Due to Debian’s open-source nature, no Debian package in main can have a proprietary GPU package listed as a dependency. While AI and HPC workloads increasingly rely on GPU acceleration, many Debian packages still focus solely on CUDA, which is proprietary.

With the advent of ROCm, an open-source GPU computing platform, we can now integrate full-fledged AMD GPU support into Debian packages. This will improve the experience of developers working in AI/ML and HPC while positioning Debian as a strong OS choice for GPU-driven workloads. The proposal aims to aid in solving the aforementioned program by packaging several ROCm packages for debian and add ROCm support to some existing debian packages.

The deliverables are as follows:

  1. New Debian packages with GPU support
  2. Enhanced GPU support within existing Debian packages
  3. More autopackagetests running on the Debian ROCm CI

Key Objectives

Enable ROCm in:

  1. dbcsr
  2. gloo
  3. cp2k

Publish the following packages to debian apt archive:

  1. hipblas-common
  2. hipBLASlt

Work Report

1. Publishing hipblas-common to apt

This objective was successfully completed, resulting in hipblas-common being published in the apt repository2.

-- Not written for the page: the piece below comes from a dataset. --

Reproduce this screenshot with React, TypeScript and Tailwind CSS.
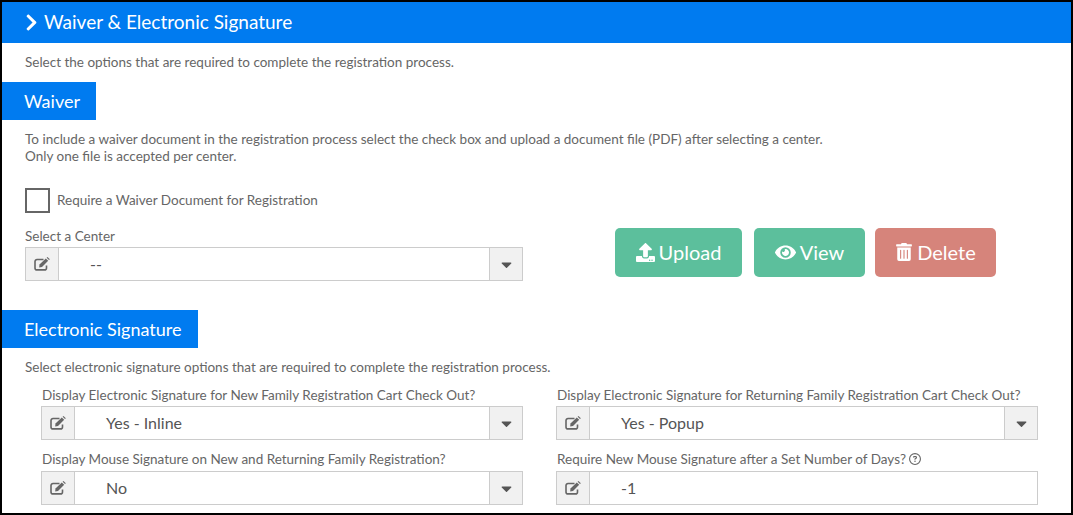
// Waiver and electronic signature section of the registration settings page.
import type { ReactNode } from "react";
import { FaCaretDown, FaChevronRight, FaEye, FaTrashAlt, FaUpload } from "react-icons/fa";
import { FaRegCircleQuestion } from "react-icons/fa6";

function EditIcon() {
  return (
    <svg viewBox="0 0 16 14" className="h-[14px] w-[16px]">
      <path d="M12.5 8.5v2.4A2 2 0 0 1 10.500 12.900H3A2 2 0 0 1 1 10.900V4.500A2 2 0 0 1 3 2.500H9.500" fill="none" stroke="currentColor" strokeWidth="1.6" />
      <path d="M5.500 7.400 11.800 1.400 14.200 3.800 8 10 5.200 10.500Z" fill="currentColor" />
      <path d="M12.600 .8 13.500 0 15.800 2.200 15 3.100Z" fill="currentColor" />
    </svg>
  );
}

function SectionTag({ children, className }: { children: ReactNode; className: string }) {
  return (
    <div className={`flex h-[38px] items-center bg-[#007bf0] pl-[22px] text-[18px] text-white ${className}`}>
      {children}
    </div>
  );
}

function Field({ value, select = true }: { value: string; select?: boolean }) {
  return (
    <div className="flex h-[34px] border border-[#cccccc] text-[#555555]">
      <div className="flex w-[33px] shrink-0 items-center justify-center border-r border-[#cccccc] bg-[#f1f1f1] text-[#666666]">
        <EditIcon />
      </div>
      <div className="flex-1 pl-[31px] text-[16px] leading-[32px]">{value}</div>
      {select && (
        <div className="flex w-[33px] shrink-0 items-center justify-center border-l border-[#cccccc] bg-[#f1f1f1] text-[17px] text-[#555555]">
          <FaCaretDown />
        </div>
      )}
    </div>
  );
}

function ActionButton({ icon, label, className }: { icon: ReactNode; label: string; className: string }) {
  return (
    <button className={`flex h-[49px] items-center justify-center gap-[4px] rounded-[5px] pb-[1px] text-[20px] text-white ${className}`}>
      {icon}
      {label}
    </button>
  );
}

export default function App() {
  return (
    <div className="h-[515px] w-[1073px] overflow-hidden border-2 border-black bg-white font-['Lato','Noto_Sans',sans-serif] text-[13.5px] text-[#666666]">
      <div className="flex h-[41px] items-center gap-[3px] bg-[#007bf0] pl-[20px] text-[19px] text-white">
        <FaChevronRight className="text-[19px]" />
        Waiver &amp; Electronic Signature
      </div>

      <p className="mt-[10px] pl-[23px] leading-[18px]">
        Select the options that are required to complete the registration process.
      </p>

      <SectionTag className="mt-[11px] w-[94px]">Waiver</SectionTag>

      <p className="mt-[11px] pl-[23px] leading-[17px]">
        To include a waiver document in the registration process select the check box and upload a document file (PDF) after selecting a center.
        <br />
        Only one file is accepted per center.
      </p>

      <div className="mt-[23px] flex items-center gap-[7px] pl-[23px]">
        <div className="size-[25px] border-2 border-[#666666]" />
        Require a Waiver Document for Registration
      </div>

      <div className="flex">
        <div className="mt-[14px] ml-[23px] w-[498px]">
          <div className="mb-[2px] leading-[18px]">Select a Center</div>
          <Field value="--" />
        </div>
        <div className="mt-[15px] ml-[92px] flex">
          <ActionButton className="w-[127px] bg-[#5cbf9c]" icon={<FaUpload className="text-[19px]" />} label="Upload" />
          <ActionButton className="ml-[12px] w-[111px] bg-[#5cbf9c]" icon={<FaEye className="text-[21px]" />} label="View" />
          <ActionButton className="ml-[10px] w-[121px] bg-[#d6847b]" icon={<FaTrashAlt className="text-[18px]" />} label="Delete" />
        </div>
      </div>

      <SectionTag className="mt-[29px] w-[196px]">Electronic Signature</SectionTag>

      <p className="mt-[10px] pl-[23px] leading-[18px]">
        Select electronic signature options that are required to complete the registration process.
      </p>

      <div className="mt-[10px] grid grid-cols-[482px_482px] gap-x-[33px] gap-y-[10px] pl-[39px]">
        <div>
          <div className="mb-[2px] pl-[1px] leading-[18px]">Display Electronic Signature for New Family Registration Cart Check Out?</div>
          <Field value="Yes - Inline" />
        </div>
        <div>
          <div className="mb-[2px] pl-[1px] leading-[18px]">Display Electronic Signature for Returning Family Registration Cart Check Out?</div>
          <Field value="Yes - Popup" />
        </div>
        <div>
          <div className="mb-[3px] pl-[1px] leading-[18px]">Display Mouse Signature on New and Returning Family Registration?</div>
          <Field value="No" />
        </div>
        <div>
          <div className="mb-[3px] flex items-center gap-[3px] pl-[1px] leading-[18px]">
            Require New Mouse Signature after a Set Number of Days?
            <FaRegCircleQuestion className="text-[12px]" />
          </div>
          <Field value="-1" select={false} />
        </div>
      </div>
    </div>
  );
}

The process involved the following steps:

  1. Filing a Intent-To-Package (ITP)3
  2. Pulling the upstream source code repository from GitHub
  3. Adding the debian/ packaging files
  4. Testing the package locally
  5. Creating the corresponding project under rocm-team4
  6. Applying the necessary changes
  7. Building the package
  8. Testing it using sbuild
  9. Signing the package files
  10. Uploading the package to the mentors.debian.net archive(now in official archive)5
  11. Addressing review feedback and making changes
  12. Requesting sponsorship6
  13. Securing sponsorship, which led to the package being accepted into the experimental branch of apt

Since the beginning of GSoC, the package has also been promoted to the unstable branch2.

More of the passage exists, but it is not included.